───── Provided data ─────
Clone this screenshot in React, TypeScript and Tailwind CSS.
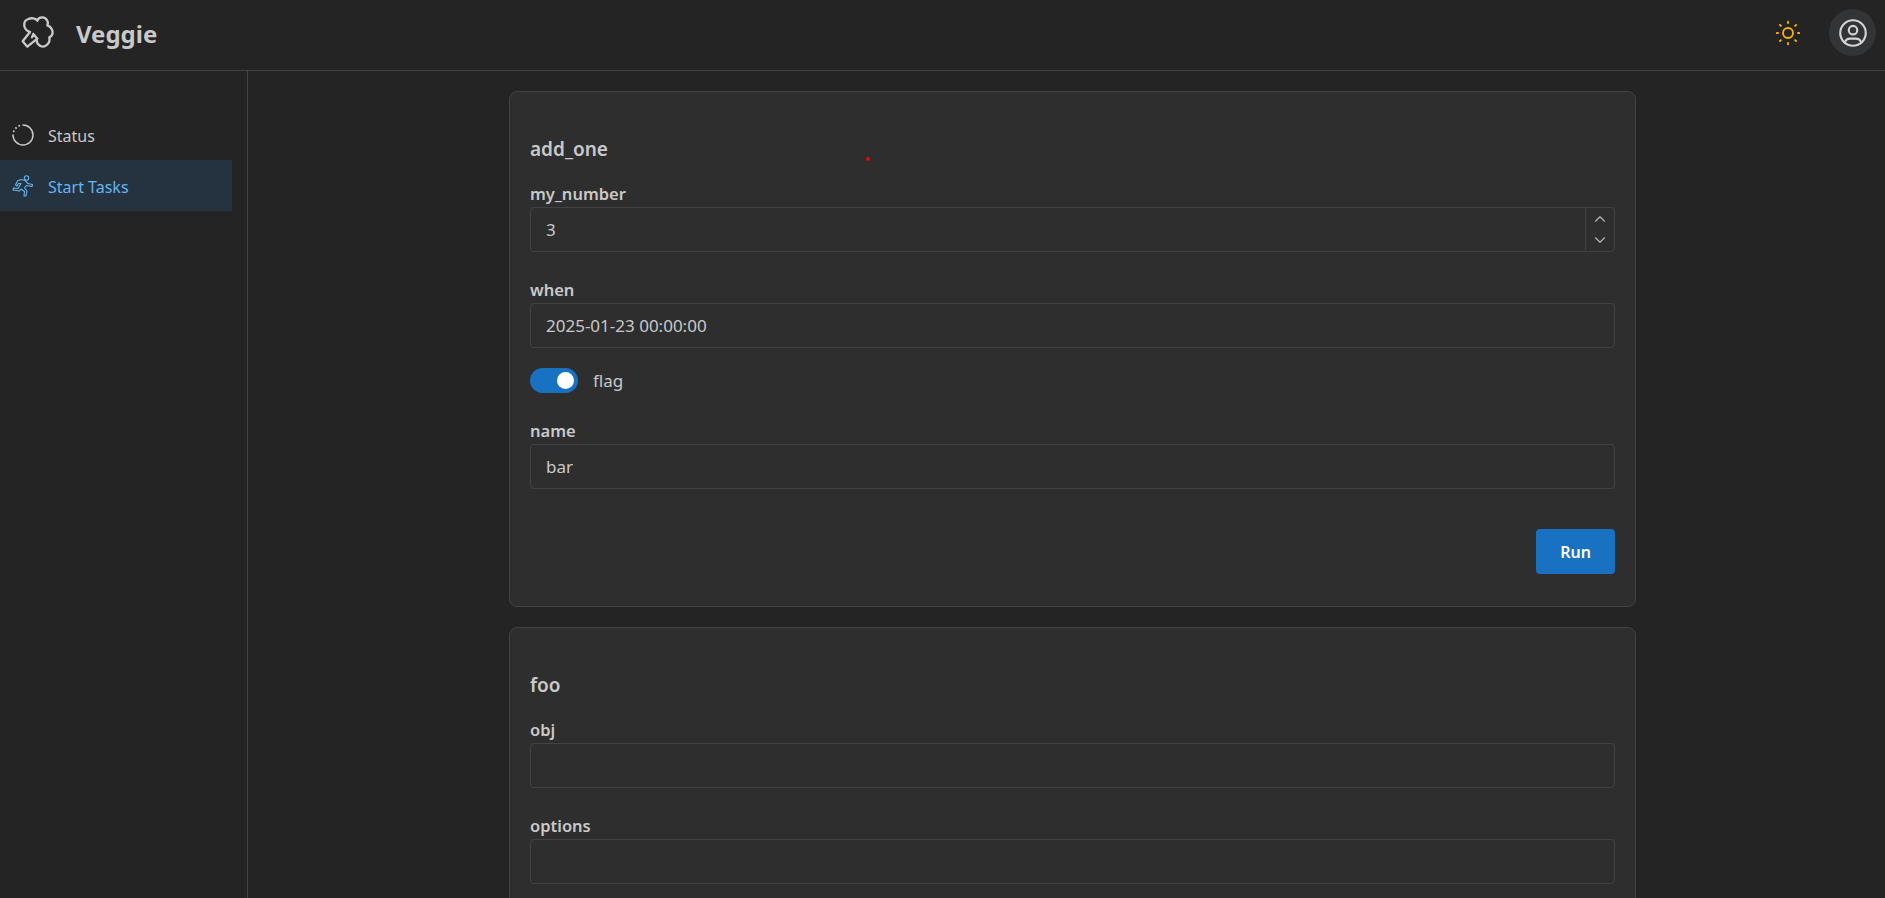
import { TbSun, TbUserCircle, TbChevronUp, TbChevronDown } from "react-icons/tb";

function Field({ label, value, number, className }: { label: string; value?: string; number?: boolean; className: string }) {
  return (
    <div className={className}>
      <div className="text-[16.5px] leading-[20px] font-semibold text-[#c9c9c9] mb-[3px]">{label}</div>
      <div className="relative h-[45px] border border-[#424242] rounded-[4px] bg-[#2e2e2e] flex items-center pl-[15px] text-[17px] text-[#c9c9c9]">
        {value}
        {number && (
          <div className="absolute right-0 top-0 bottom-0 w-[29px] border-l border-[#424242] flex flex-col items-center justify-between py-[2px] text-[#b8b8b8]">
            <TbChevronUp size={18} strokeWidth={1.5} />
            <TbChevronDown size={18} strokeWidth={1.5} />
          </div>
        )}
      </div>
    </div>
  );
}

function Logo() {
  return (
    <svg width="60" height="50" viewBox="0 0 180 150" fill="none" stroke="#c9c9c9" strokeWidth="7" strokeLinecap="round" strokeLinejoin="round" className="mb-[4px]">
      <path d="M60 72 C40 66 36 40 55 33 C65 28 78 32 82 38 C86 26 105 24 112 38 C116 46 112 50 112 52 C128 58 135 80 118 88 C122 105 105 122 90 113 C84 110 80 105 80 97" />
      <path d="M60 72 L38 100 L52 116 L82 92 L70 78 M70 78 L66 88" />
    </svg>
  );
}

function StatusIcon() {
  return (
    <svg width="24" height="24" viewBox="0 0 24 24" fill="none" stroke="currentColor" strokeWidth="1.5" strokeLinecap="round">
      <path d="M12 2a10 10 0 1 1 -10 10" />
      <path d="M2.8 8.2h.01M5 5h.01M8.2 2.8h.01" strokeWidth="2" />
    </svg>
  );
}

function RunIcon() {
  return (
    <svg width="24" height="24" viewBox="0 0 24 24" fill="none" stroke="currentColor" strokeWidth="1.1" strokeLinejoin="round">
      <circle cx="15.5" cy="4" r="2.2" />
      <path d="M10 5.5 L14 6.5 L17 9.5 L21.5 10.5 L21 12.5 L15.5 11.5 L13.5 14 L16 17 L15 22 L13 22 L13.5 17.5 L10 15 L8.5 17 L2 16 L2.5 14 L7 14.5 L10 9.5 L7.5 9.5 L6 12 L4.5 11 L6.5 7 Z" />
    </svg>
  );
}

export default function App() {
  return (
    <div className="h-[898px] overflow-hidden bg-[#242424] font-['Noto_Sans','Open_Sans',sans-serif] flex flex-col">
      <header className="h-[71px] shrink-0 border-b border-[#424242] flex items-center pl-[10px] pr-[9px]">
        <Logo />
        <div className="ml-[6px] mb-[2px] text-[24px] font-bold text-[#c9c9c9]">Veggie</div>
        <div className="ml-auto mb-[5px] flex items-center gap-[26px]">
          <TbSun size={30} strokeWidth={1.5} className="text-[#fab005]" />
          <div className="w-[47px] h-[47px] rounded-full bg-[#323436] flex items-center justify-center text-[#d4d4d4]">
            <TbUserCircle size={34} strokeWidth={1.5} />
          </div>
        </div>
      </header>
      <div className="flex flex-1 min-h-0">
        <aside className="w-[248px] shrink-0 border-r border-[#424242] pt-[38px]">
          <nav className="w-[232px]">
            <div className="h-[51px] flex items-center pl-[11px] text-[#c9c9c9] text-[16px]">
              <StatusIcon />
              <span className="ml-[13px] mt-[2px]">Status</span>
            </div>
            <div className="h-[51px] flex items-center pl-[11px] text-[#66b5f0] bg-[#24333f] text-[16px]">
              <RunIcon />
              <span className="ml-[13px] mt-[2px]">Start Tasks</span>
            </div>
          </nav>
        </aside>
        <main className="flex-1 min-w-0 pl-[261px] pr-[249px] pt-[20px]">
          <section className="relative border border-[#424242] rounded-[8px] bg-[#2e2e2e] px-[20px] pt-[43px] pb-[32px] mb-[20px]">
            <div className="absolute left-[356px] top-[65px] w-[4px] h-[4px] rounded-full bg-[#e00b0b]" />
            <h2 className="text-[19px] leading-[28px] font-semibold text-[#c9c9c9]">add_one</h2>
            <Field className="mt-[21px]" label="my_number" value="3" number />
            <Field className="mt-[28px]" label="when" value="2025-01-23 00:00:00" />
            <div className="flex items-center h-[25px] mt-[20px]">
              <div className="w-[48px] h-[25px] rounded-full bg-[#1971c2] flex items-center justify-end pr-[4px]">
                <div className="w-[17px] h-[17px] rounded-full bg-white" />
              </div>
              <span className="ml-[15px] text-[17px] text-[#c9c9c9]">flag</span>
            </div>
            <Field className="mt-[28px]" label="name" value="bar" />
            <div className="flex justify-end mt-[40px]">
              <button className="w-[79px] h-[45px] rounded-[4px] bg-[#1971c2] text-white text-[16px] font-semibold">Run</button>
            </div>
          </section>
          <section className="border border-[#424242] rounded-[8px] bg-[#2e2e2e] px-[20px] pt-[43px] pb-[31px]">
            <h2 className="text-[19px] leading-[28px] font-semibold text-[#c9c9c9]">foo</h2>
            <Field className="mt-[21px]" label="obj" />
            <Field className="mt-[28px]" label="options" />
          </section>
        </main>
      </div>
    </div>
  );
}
─────
Problem to solve →
Make an exact copy of the lines from the top of the material through the line with "TbUserCircle, TbChevronUp, TbChevronDown", pictures excluded.

Expected answer →
Clone this screenshot in React, TypeScript and Tailwind CSS.
import { TbSun, TbUserCircle, TbChevronUp, TbChevronDown } from "react-icons/tb";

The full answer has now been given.